From H&M’s racially insensitive sweatshirt to Dolce Gabbana’s recent controversy ahead of the Shanghai fashion show, it shows that fashion designers need to keep up with the cultural and political environment around them while designing their line. Feigning ignorance is no longer considered as an acceptable excuse and the brand might have to pay a heavy price for their faux pas.
Being sensitive to a culture, ethnicity or race also includes understanding the basics of culture appropriation and how it is different from getting inspired or paying tribute to a culture through clothes. The best way to fix this issue is by working with a diverse team and setting up diversity boards for consultations. And of course, pay attention to customers who often voice out their opinion and disagreement on social media about culture appropriation.
Find Your Way
The unstoppable drive towards strengthening the core aspects of a business, such as strategic management and organizational challenges, is what separates successful fashion designers from the rest in today’s times. For instance, Scottish fashion designer Christopher Kane works with his sister Tammy Kane, who handles the financial side of their business, while Christopher focuses on the creative side.
Trans designer Gogo Graham continued to work for another designer even after launching her label.
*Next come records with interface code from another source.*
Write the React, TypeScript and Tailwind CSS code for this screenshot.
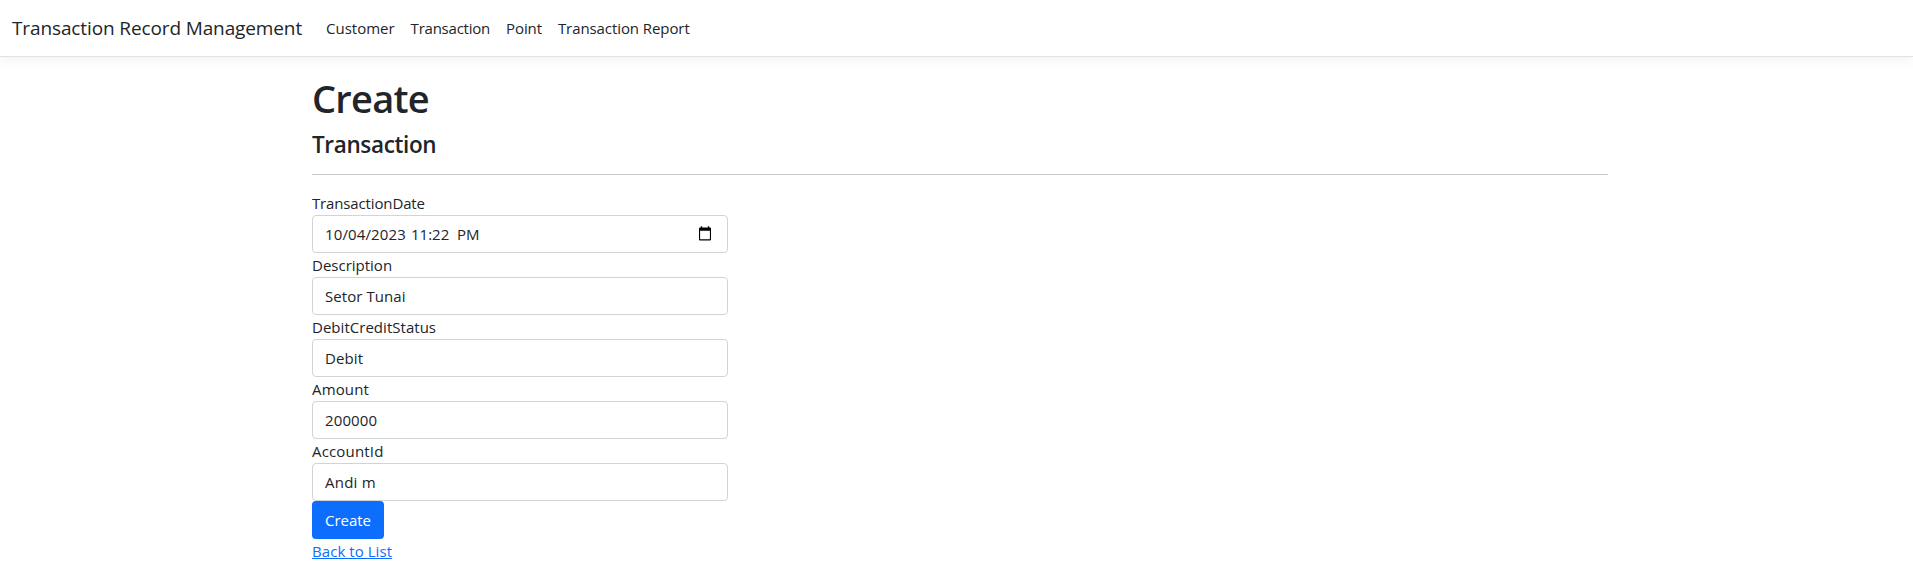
const navLinks = [
  { label: "Customer", spacing: "tracking-[0px]" },
  { label: "Transaction", spacing: "tracking-[-0.23px]" },
  { label: "Point", spacing: "tracking-[-0.1px]" },
  { label: "Transaction Report", spacing: "tracking-[-0.08px]" },
];

const fields = [
  { label: "Description", value: "Setor Tunai", labelSpacing: "tracking-[0px]", valueSpacing: "tracking-[0.06px]" },
  { label: "DebitCreditStatus", value: "Debit", labelSpacing: "tracking-[0.03px]", valueSpacing: "tracking-[0.1px]" },
  { label: "Amount", value: "200000", labelSpacing: "tracking-[0.15px]", valueSpacing: "tracking-[0.13px]" },
  { label: "AccountId", value: "Andi m", labelSpacing: "tracking-[0.17px]", valueSpacing: "tracking-[0.25px]" },
];

function CalendarIcon() {
  return (
    <svg width="14" height="16" viewBox="0 0 14 16" className="shrink-0" aria-hidden="true">
      <path d="M2.800 0.300h1.400v1.200h5.600V0.300h1.400v1.200h0.800a1 1 0 0 1 1 1V13.500a1 1 0 0 1-1 1H2a1 1 0 0 1-1-1V2.500a1 1 0 0 1 1-1h0.800zM2.100 4.800v8.500h9.800V4.800z" fill="#000" fillRule="evenodd" />
    </svg>
  );
}

function Navbar() {
  return (
    <header className="flex h-[57px] items-center border-b border-[#dee2e6] bg-white px-3 shadow-[0_4px_12px_rgba(0,0,0,0.05)]">
      <a href="#" className="mr-6 w-[290px] shrink-0 whitespace-nowrap text-[19px] leading-[30px] tracking-[-0.12px]">
        Transaction Record Management
      </a>
      <nav className="flex gap-4">
        {navLinks.map((l) => (
          <a key={l.label} href="#" className={`whitespace-nowrap ${l.spacing}`}>
            {l.label}
          </a>
        ))}
      </nav>
    </header>
  );
}

export default function App() {
  return (
    <div className="min-h-[572px] overflow-hidden bg-white font-['Open_Sans','Noto_Sans',sans-serif] text-[15px] leading-6 text-[#212529]">
      <Navbar />
      <main className="ml-[312px] w-[1296px] pt-4">
        <h1 className="mb-2 h-12 text-[38px] font-semibold leading-[50px] tracking-[-0.75px]">Create</h1>
        <h4 className="mb-2 h-[29px] text-[22.5px] font-semibold leading-[32px] tracking-[-0.35px]">Transaction</h4>
        <hr className="mb-4 mt-4 border-t border-[#c8c9ca]" />
        <form className="w-[416px]">
          <div className="tracking-[-0.14px]">TransactionDate</div>
          <div className="flex h-[38px] items-center justify-between rounded border border-[#ced4da] pl-3 pr-[15px]">
            <div className="flex">
              <span className="w-[86px] tracking-[0.13px]">10/04/2023</span>
              <span className="w-[46px]">11:22</span>
              <span>PM</span>
            </div>
            <CalendarIcon />
          </div>
          {fields.map((f) => (
            <div key={f.label}>
              <div className={f.labelSpacing}>{f.label}</div>
              <div className={`flex h-[38px] items-center rounded border border-[#ced4da] px-3 ${f.valueSpacing}`}>{f.value}</div>
            </div>
          ))}
          <button type="button" className="block h-[38px] w-[72px] rounded bg-[#0d6efd] text-center text-white">
            Create
          </button>
        </form>
        <a href="#" className="block w-fit tracking-[0.06px] text-[#0d6efd] underline">Back to List</a>
      </main>
    </div>
  );
}
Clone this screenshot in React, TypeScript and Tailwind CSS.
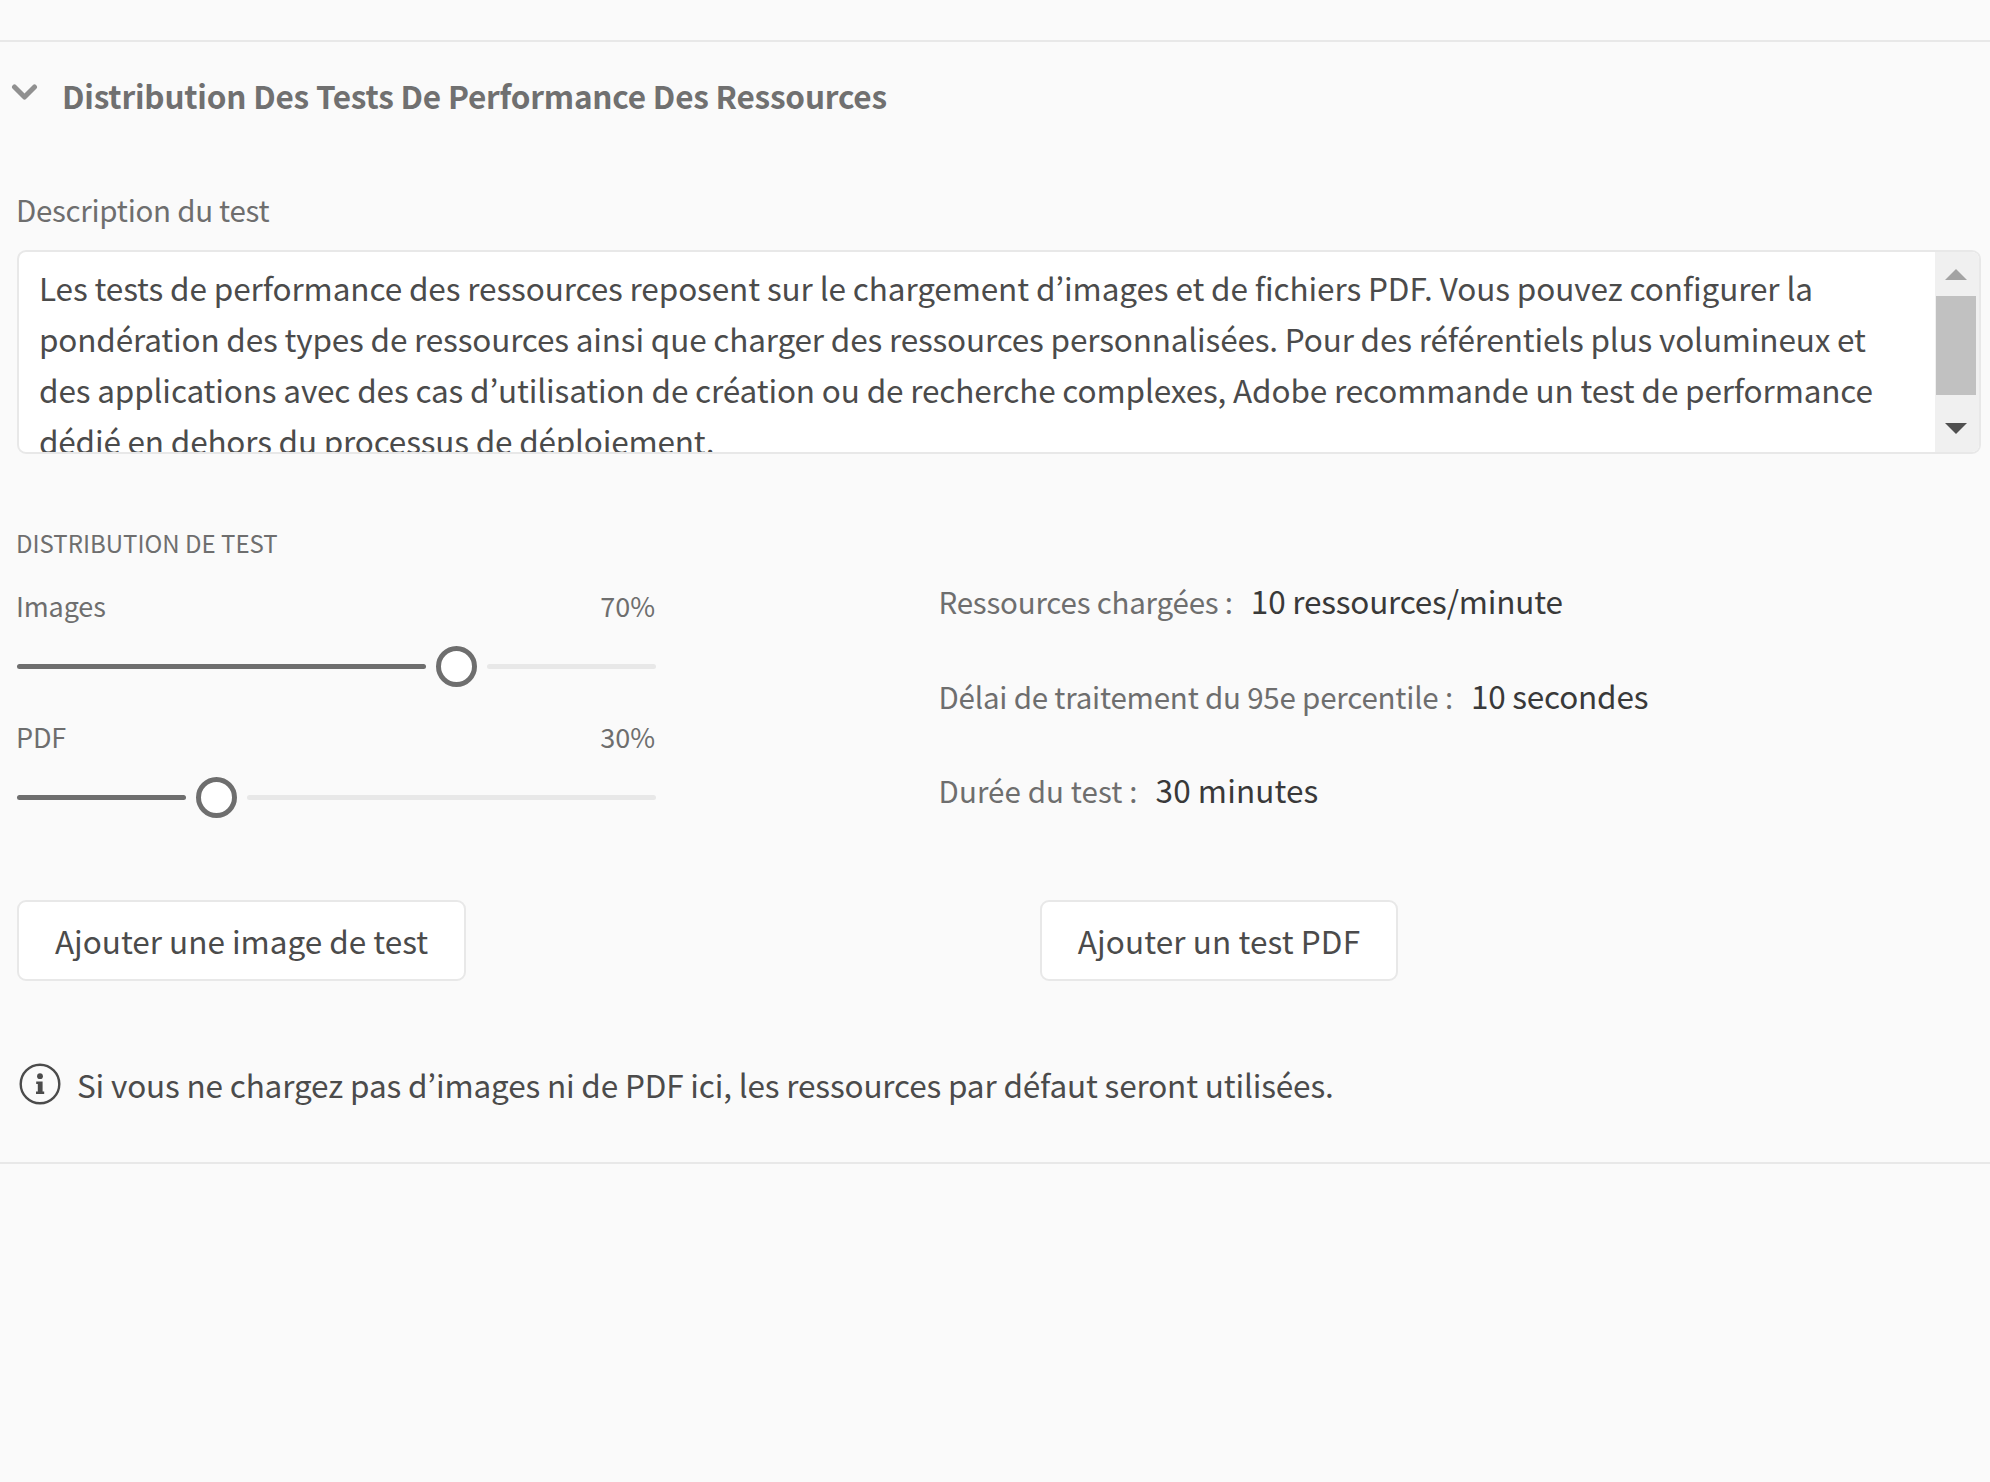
type SliderProps = { label: string; value: number };

function Slider({ label, value }: SliderProps) {
  return (
    <div>
      <div className="flex h-9 items-center justify-between text-[27px] leading-9 text-[#6e6e6e]">
        <span className="-ml-px tracking-[-0.15px]">{label}</span>
        <span className="mr-px">{value}%</span>
      </div>
      <div className="mt-[22px] flex h-[41px] items-center gap-[10px]">
        <div
          className="h-[5px] rounded-full bg-[#6e6e6e]"
          style={{ width: `calc((100% - 39px) * ${value / 100} - 11.5px)` }}
        />
        <div className="size-[41px] shrink-0 rounded-full border-[5px] border-[#6e6e6e] bg-white" />
        <div className="h-[5px] flex-1 rounded-full bg-[#e8e8e8]" />
      </div>
    </div>
  );
}

type StatProps = { label: string; value: string; spacing?: string };

function Stat({ label, value, spacing = "tracking-[-0.2px]" }: StatProps) {
  return (
    <div className={`flex h-10 items-baseline gap-[18px] whitespace-nowrap leading-10 ${spacing}`}>
      <span className="text-[29.5px] text-[#6e6e6e]">{label}</span>
      <span className="text-[31.5px] text-[#393939]">{value}</span>
    </div>
  );
}

export default function App() {
  return (
    <div className="h-[1482px] w-[1990px] overflow-hidden bg-[#fafafa] pt-10 font-['Noto_Sans_CJK_KR','Noto_Sans',sans-serif] text-[#4b4b4b]">
      <section className="h-[1124px] border-y-2 border-[#e8e8e8] pr-[9px] pl-[17px]">
        <header className="flex pt-[33px]">
          <svg className="-ml-[6px] mt-[7px] h-5 w-7" viewBox="0 0 28 20" fill="none" stroke="#909090" strokeWidth="5" strokeLinecap="round" strokeLinejoin="round">
            <path d="M3.5 5 13.5 15 23.5 5" />
          </svg>
          <h2 className="ml-[23px] text-[31.5px] leading-10 font-bold tracking-[-0.2px] whitespace-nowrap text-[#707070]">
            Distribution Des Tests De Performance Des Ressources
          </h2>
        </header>

        <p className="mt-[74px] -ml-[1px] text-[29.5px] leading-10 tracking-[-0.28px] text-[#6e6e6e]">Description du test</p>

        <div className="mt-[21px] flex h-[204px] overflow-hidden rounded-[9px] border-2 border-[#e8e8e8] bg-white">
          <div className="flex-1 overflow-hidden pt-[10px] pl-[20px] text-[31.5px] leading-[51px] whitespace-nowrap">
            <p className="tracking-[-0.105px]">
              Les tests de performance des ressources reposent sur le chargement d’images et de fichiers PDF. Vous pouvez configurer la
            </p>
            <p className="tracking-[-0.165px]">
              pondération des types de ressources ainsi que charger des ressources personnalisées. Pour des référentiels plus volumineux et
            </p>
            <p className="tracking-[-0.145px]">
              des applications avec des cas d’utilisation de création ou de recherche complexes, Adobe recommande un test de performance
            </p>
            <p className="tracking-[-0.18px]">dédié en dehors du processus de déploiement.</p>
          </div>
          <div className="flex w-[44px] flex-col items-center bg-[#f0f0f0] pt-[17px] pr-[2px]">
            <svg className="h-[11px] w-[22px]" viewBox="0 0 22 11" fill="#a3a3a3">
              <path d="M0 11 11 0 22 11Z" />
            </svg>
            <div className="mt-[16px] h-[99px] w-10 bg-[#c1c1c1]" />
            <svg className="mt-[28px] h-[11px] w-[22px]" viewBox="0 0 22 11" fill="#505050">
              <path d="M0 0H22L11 11Z" />
            </svg>
          </div>
        </div>

        <h3 className="mt-[74px] -ml-[1px] text-2xl leading-[30px] tracking-normal text-[#6e6e6e]">DISTRIBUTION DE TEST</h3>

        <div className="flex">
          <div className="flex w-[639px] flex-col gap-[32px] pt-[30px]">
            <Slider label="Images" value={70} />
            <Slider label="PDF" value={30} />
          </div>
          <div className="ml-[282.5px] flex flex-col gap-[54.5px] pt-[22px]">
            <Stat label="Ressources chargées :" value="10 ressources/minute" />
            <Stat label="Délai de traitement du 95e percentile :" value="10 secondes" />
            <Stat label="Durée du test :" value="30 minutes" spacing="tracking-[0.1px]" />
          </div>
        </div>

        <div className="mt-[82px] flex gap-[574px] text-[31.5px] whitespace-nowrap">
          <button className="h-[81px] w-[449px] rounded-[9px] border-2 border-[#e8e8e8] bg-white">Ajouter une image de test</button>
          <button className="h-[81px] w-[358px] rounded-[9px] border-2 border-[#e8e8e8] bg-white tracking-[0.1px]">Ajouter un test PDF</button>
        </div>

        <div className="mt-[83px] flex items-start">
          <svg className="ml-[2px] -mt-px size-[42px]" viewBox="0 0 42 42" fill="none">
            <circle cx="21" cy="21" r="19.3" stroke="#4b4b4b" strokeWidth="2.4" />
            <circle cx="21" cy="13.2" r="2.9" fill="#4b4b4b" />
            <path d="M17.2 18.4H23.6V28.4H25.2V31H17V28.4H18.8V21H17.2Z" fill="#4b4b4b" />
          </svg>
          <p className="ml-[16px] text-[31.5px] leading-10 tracking-[-0.16px] whitespace-nowrap">
            Si vous ne chargez pas d’images ni de PDF ici, les ressources par défaut seront utilisées.
          </p>
        </div>
      </section>
    </div>
  );
}
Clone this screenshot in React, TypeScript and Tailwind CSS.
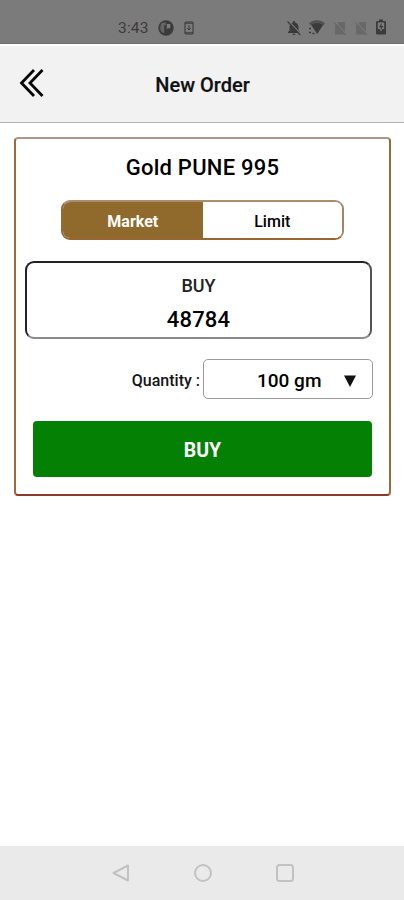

Those who can’t afford to produce four collections in a year work in collectives and divide the finances between them. And then there are designers like Molly Goddard, who find an alternative to escape the mental and financial stress of ramp shows. She presented her collection at a rented church hall in Mayfair by throwing an impromptu party and asking her friends to wear her creations.
All a fashion designer needs to do is find a way that works for them, using all available resources.